Trial sessions have begun for the de facto head of the South Korean company Samsung, Lee Jae-yong, on charges of bribery linked to a corruption scandal that has brought down South Korea’s president.
The major South Korean firm’s vice chairman, who is known professionally as Jay Y. Lee, listened on Friday at Seoul’s Central District Court as prosecutors presented evidence revealing how he had allegedly used corporate funds to bribe the country’s impeached president, Park Geun-hye, to secure a smooth leadership transition at Samsung.
Lee’s case was a typical example of the “unhealthy relations between politicians and businessmen,” said Special Prosecutor Park Young-soo.
Prosecutors say Lee paid 38 million dollars to funds linked to Park for policy favors.
Park, already impeached, has lost her political immunity and is being prosecuted separately. She is yet to be formally charged, though.

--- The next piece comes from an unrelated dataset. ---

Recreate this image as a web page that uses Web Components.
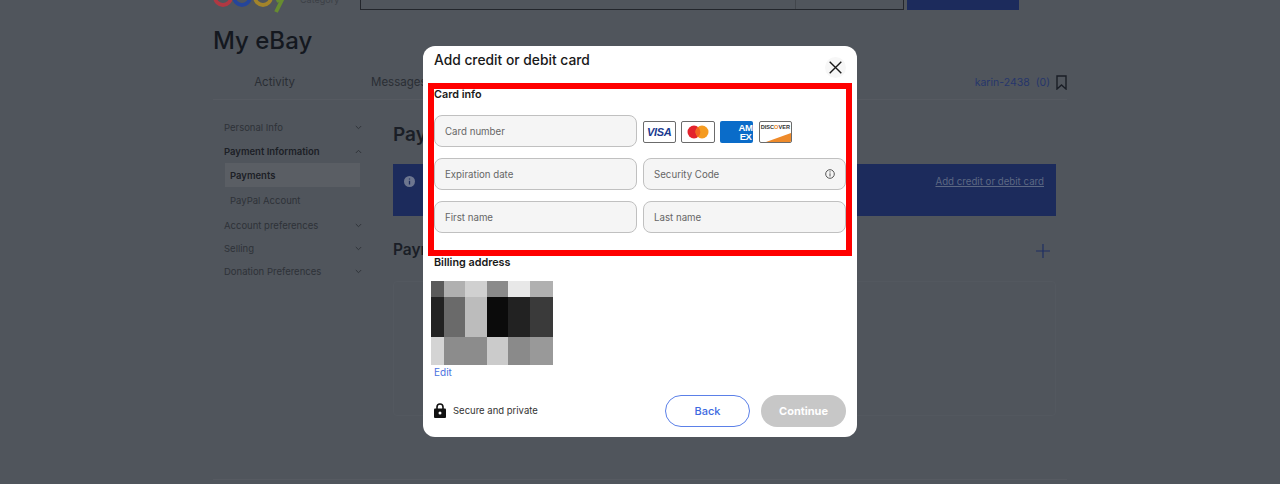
<!DOCTYPE html>
<html>
<head>
<meta charset="utf-8">
<title>My eBay</title>
<style>
  html, body { margin: 0; padding: 0; height: 484px; overflow: hidden; background: #50555c; }
  body { font-family: Inter, "Liberation Sans", sans-serif; }
</style>
</head>
<body>
<my-page>
  <side-nav></side-nav>
</my-page>
<card-modal></card-modal>

<script>
class SideNav extends HTMLElement {
  constructor () {
    super()
    this.attachShadow({mode: 'open'})
  }

  connectedCallback () { this.render() }

  render () {
    const chev = (up) => `<svg width="7" height="5" viewBox="0 0 7 5"><path d="${up ? 'M.8 4 3.5 1.3 6.2 4' : 'M.8 1 3.5 3.7 6.2 1'}" fill="none" stroke="#30343a" stroke-width="1"/></svg>`
    const row = (text, cls, up) => `<div class="row ${cls}"><span>${text}</span>${chev(up)}</div>`
    this.shadowRoot.innerHTML = `<style>
      :host { display: block; width: 137px; font-size: 9.5px; color: #2e3238; }
      .row { display: flex; justify-content: space-between; align-items: center; height: 23.5px; }
      .row svg { margin-right: -1px; }
      .short { height: 23px; }
      .bold { font-weight: 600; color: #1c2026; }
      .sub { height: 24px; padding-left: 5px; margin-left: 1px; margin-right: 1px; display: flex; align-items: center; }
      .on { background: #5a5e64; font-weight: 600; color: #1c2026; margin-bottom: 1px; }
      .last { margin-bottom: 1.5px; }
    </style>
    ${row('Personal Info', '', false)}
    ${row('Payment Information', 'bold', true)}
    <div class="sub on">Payments</div>
    <div class="sub last">PayPal Account</div>
    ${row('Account preferences', '', false)}
    ${row('Selling', 'short', false)}
    ${row('Donation Preferences', 'short', false)}`
  }
}

class MyPage extends HTMLElement {
  constructor () {
    super()
    this.attachShadow({mode: 'open'})
  }

  connectedCallback () { this.render() }

  render () {
    this.shadowRoot.innerHTML = `<style>
      :host { display: block; width: 854px; margin-left: 213px; color: #1a1e26; }
      .top { display: flex; height: 10px; }
      .logo { width: 76px; height: 13px; overflow: hidden; flex: none; }
      .logo svg { display: block; margin-top: -19px; }
      .cat { width: 71px; height: 10px; flex: none; font-size: 9px; line-height: 10px; color: #3c4046; margin-top: -5px; padding-left: 11px; box-sizing: border-box; }
      .search { width: 544px; height: 10px; box-sizing: border-box; border: 1.5px solid #23262c; border-top: 0; flex: none; display: flex; justify-content: flex-end; }
      .search i { width: 107px; border-left: 1px solid #42464c; }
      .go { width: 112px; height: 10px; background: #1c2b5c; margin-left: 3px; flex: none; }
      h1 { margin: 16px 0 0; font-size: 24px; line-height: 30px; font-weight: 500; color: #14181f; }
      .tabs { display: flex; align-items: center; height: 32px; box-sizing: content-box; margin-top: 10px; padding-bottom: 1px; font-size: 11.5px; color: #2a2e34; border-bottom: 1px solid #565a61; }
      .tabs .a { width: 123px; text-align: center; }
      .tabs .m { margin-left: 35px; }
      .tabs .user { margin-left: auto; color: #26366b; font-size: 10.5px; display: flex; align-items: center; gap: 6px; }
      .body { display: flex; margin-top: 16px; }
      .nav { margin-left: 11px; width: 149px; flex: none; }
      .main { flex: 1; min-width: 0; margin-left: 20px; margin-right: 11px; }
      h2 { margin: 7px 0 0; font-size: 19px; line-height: 24px; font-weight: 600; color: #1a1e26; }
      .banner { height: 52px; margin-top: 17px; background: #1c2b5c; display: flex; justify-content: space-between; padding: 12px 12px 0 11px; box-sizing: border-box; font-size: 9.7px; color: #5d6883; }
      .banner u { line-height: 12px; }
      .head { display: flex; justify-content: space-between; align-items: center; margin-top: 22px; }
      .head h2 { margin: 0; font-size: 15.5px; }
      .head svg { margin: 2px 6px 0 0; }
      .list { height: 133px; margin-top: 19px; border: 1px solid #53585f; border-radius: 4px; }
      .foot { border-top: 1px solid #565a61; margin-top: 63px; }
    </style>
    <div class="top">
      <div class="logo"><svg width="76" height="32" viewBox="0 0 76 32"><g fill="none" stroke-width="3.8"><circle cx="10" cy="16" r="8" stroke="#b03842"/><circle cx="29" cy="16" r="8" stroke="#25459a"/><circle cx="50" cy="16" r="8" stroke="#a3842a"/><path d="M60 9l6 12M74 9l-11 22" stroke="#678c30"/></g></svg></div>
      <div class="cat">Category</div>
      <div class="search"><i></i></div>
      <div class="go"></div>
    </div>
    <h1>My eBay</h1>
    <div class="tabs">
      <span class="a">Activity</span>
      <span class="m">Messages</span>
      <span class="user">karin-2438 <span>(0)</span>
        <svg width="11" height="15" viewBox="0 0 11 15"><path d="M1 1h9v13L5.5 10 1 14z" fill="none" stroke="#1a1e26" stroke-width="1.4"/></svg>
      </span>
    </div>
    <div class="body">
      <div class="nav"><slot></slot></div>
      <div class="main">
        <h2>Payments</h2>
        <div class="banner">
          <svg width="11" height="11" viewBox="0 0 11 11"><circle cx="5.5" cy="5.5" r="5.5" fill="#6d768f"/><path d="M5.5 2.4v1.2M5.5 4.8v3.8" stroke="#1c2b5c" stroke-width="1.3"/></svg>
          <u>Add credit or debit card</u>
        </div>
        <div class="head"><h2>Payment methods</h2>
          <svg width="14" height="14" viewBox="0 0 14 14"><path d="M7 0v14M0 7h14" stroke="#1f2f63" stroke-width="1.2"/></svg>
        </div>
        <div class="list"></div>
      </div>
    </div>
    <div class="foot"></div>`
  }
}

class PayCards extends HTMLElement {
  constructor () {
    super()
    this.attachShadow({mode: 'open'})
  }

  connectedCallback () { this.render() }

  render () {
    this.shadowRoot.innerHTML = `<style>
      :host { display: flex; align-items: center; gap: 5.2px; margin: 1px 0 0 -.5px; }
      .c { width: 33.5px; height: 22px; flex: none; box-sizing: border-box; border: 1.5px solid #6b6b6b; border-radius: 2px; background: #fff; display: flex; align-items: center; justify-content: center; font-family: "Liberation Sans", sans-serif; }
      svg { display: block; }
      .visa { font-size: 11px; font-weight: 700; font-style: italic; color: #1a3a8f; letter-spacing: -.3px; }
      .amex { border: 0; background: #0a6cc9; color: #fff; font-size: 9.5px; line-height: 9px; font-weight: 700; letter-spacing: -.5px; justify-content: flex-end; padding-right: 1px; text-align: center; }
      .disc { display: block; position: relative; overflow: hidden; font-size: 5.6px; font-weight: 700; color: #333; text-align: center; line-height: 11px; }
      .disc b { color: #ee8a2a; }
      .disc svg { position: absolute; left: 0; bottom: 0; }
    </style>
    <div class="c visa">VISA</div>
    <div class="c"><svg width="22" height="14" viewBox="0 0 22 14"><circle cx="7" cy="7" r="6.5" fill="#e3222c"/><circle cx="15" cy="7" r="6.5" fill="#f59b20"/><path d="M11 2a6.5 6.5 0 0 1 0 10 6.5 6.5 0 0 1 0-10z" fill="#f2641f"/></svg></div>
    <div class="c amex"><span>AM<br>EX</span></div>
    <div class="c disc">DISC<b>O</b>VER<svg width="31" height="9" viewBox="0 0 31 9"><path d="M31 0v9H6z" fill="#ee8a2a"/></svg></div>`
  }
}

class FormField extends HTMLElement {
  constructor () {
    super()
    this.attachShadow({mode: 'open'})
  }

  connectedCallback () { this.render() }

  render () {
    const info = this.hasAttribute('info')
      ? `<svg width="10" height="10" viewBox="0 0 10 10"><circle cx="5" cy="5" r="4.3" fill="none" stroke="#555" stroke-width="1"/><path d="M5 2.3v1.2M5 4.3v3.2" stroke="#555" stroke-width="1"/></svg>`
      : ''
    this.shadowRoot.innerHTML = `<style>
      :host { display: flex; align-items: center; justify-content: space-between; height: 32px; box-sizing: border-box; padding: 0 10px; background: #f5f5f5; border: 1.5px solid #c0c0c0; border-radius: 8px; font-size: 9.7px; color: #666; }
      span { padding-top: .6px; }
    </style><span><slot></slot></span>${info}`
  }
}

class CardModal extends HTMLElement {
  constructor () {
    super()
    this.attachShadow({mode: 'open'})
  }

  connectedCallback () { this.render() }

  render () {
    const blur = ['#5a5a5a','#b0b0b0','#d0d0d0','#8a8a8a','#e8e8e8','#b0b0b0',
      '#222222','#6a6a6a','#bcbcbc','#0b0b0b','#222222','#3a3a3a',
      '#d4d4d4','#8c8c8c','#8c8c8c','#cbcbcb','#8a8a8a','#999999']
      .map(c => `<i style="background:${c}"></i>`).join('')
    this.shadowRoot.innerHTML = `<style>
      :host { position: fixed; left: 423px; top: 46px; width: 434px; height: 391px; box-sizing: border-box; padding: 0 11px; background: #fff; border-radius: 12px; color: #191919; font-size: 11px; }
      .head { display: flex; justify-content: space-between; height: 37px; }
      h2 { margin: 6px 0 0; font-size: 13.8px; line-height: 17px; font-weight: 500; }
      .x { width: 21px; height: 21px; margin-top: 11px; border-radius: 50%; background: #f7f7f7; display: flex; align-items: center; justify-content: center; }
      h3 { margin: 0; font-size: 10.8px; line-height: 14px; font-weight: 600; }
      .grid { display: grid; grid-template-columns: 1fr 1fr; gap: 11px 6px; margin-top: 13px; }
      .blur { display: grid; grid-template-columns: 12.7px 21.3px 21.7px 21.3px 21.7px 23px; grid-template-rows: 15.7px 40px 28.3px; width: 122px; height: 84px; margin: 11px 0 0 -3px; }
      .blur i { display: block; }
      .edit { font-size: 10px; line-height: 14px; color: #4a72e0; }
      .foot { display: flex; align-items: center; margin-top: 16px; height: 32px; font-size: 9.5px; color: #333; }
      .foot svg { margin: 0 7px 1px 0; }
      .foot span { margin-bottom: 2px; }
      .btn { width: 85px; height: 32px; box-sizing: border-box; border-radius: 16px; display: flex; align-items: center; justify-content: center; font-size: 11px; font-weight: 500; }
      .back { margin-left: auto; border: 1px solid #5b80e8; color: #3e6ae1; }
      .cont { margin-left: 11px; background: #c7c7c7; color: #fff; font-weight: 700; }
      .mark { position: absolute; left: 5px; top: 37px; width: 424px; height: 173px; box-sizing: border-box; border: 6px solid #f00; pointer-events: none; }
    </style>
    <div class="head">
      <h2>Add credit or debit card</h2>
      <div class="x"><svg width="13" height="13" viewBox="0 0 13 13"><path d="M.7.7l11.6 11.6M12.3.7.7 12.3" stroke="#191919" stroke-width="1.4" fill="none"/></svg></div>
    </div>
    <h3 style="margin-top:5px">Card info</h3>
    <div class="grid">
      <form-field>Card number</form-field>
      <pay-cards></pay-cards>
      <form-field>Expiration date</form-field>
      <form-field info>Security Code</form-field>
      <form-field>First name</form-field>
      <form-field>Last name</form-field>
    </div>
    <h3 style="margin-top:23px">Billing address</h3>
    <div class="blur">${blur}</div>
    <div class="edit">Edit</div>
    <div class="foot">
      <svg width="12" height="15" viewBox="0 0 12 15"><path d="M3 6.5V4a3 3 0 0 1 6 0V6.5" fill="none" stroke="#111" stroke-width="1.6"/><rect y="5.5" width="12" height="9.5" rx="1" fill="#111"/><circle cx="6" cy="10" r="1.5" fill="#fff"/></svg>
      <span>Secure and private</span>
      <div class="btn back">Back</div>
      <div class="btn cont">Continue</div>
    </div>
    <div class="mark"></div>`
  }
}

customElements.define('side-nav', SideNav)
customElements.define('my-page', MyPage)
customElements.define('pay-cards', PayCards)
customElements.define('form-field', FormField)
customElements.define('card-modal', CardModal)
</script>
</body>
</html>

Lee has accepted the responsibility of making the payments; however, he has denied any wrongdoing, saying the business firm was put under pressure by Park’s network to pay the huge sums to the non-governmental funds linked to the then-president.
Several other Samsung executives have also appeared in court, all denying any wrongdoing as well.
Lee, 48, who has been in jail since February, has spent his entire career at Samsung. In 2014, he assumed the de facto leadership of his family’s business empire.
Forbes estimates the mogul’s net worth at about six billion dollars.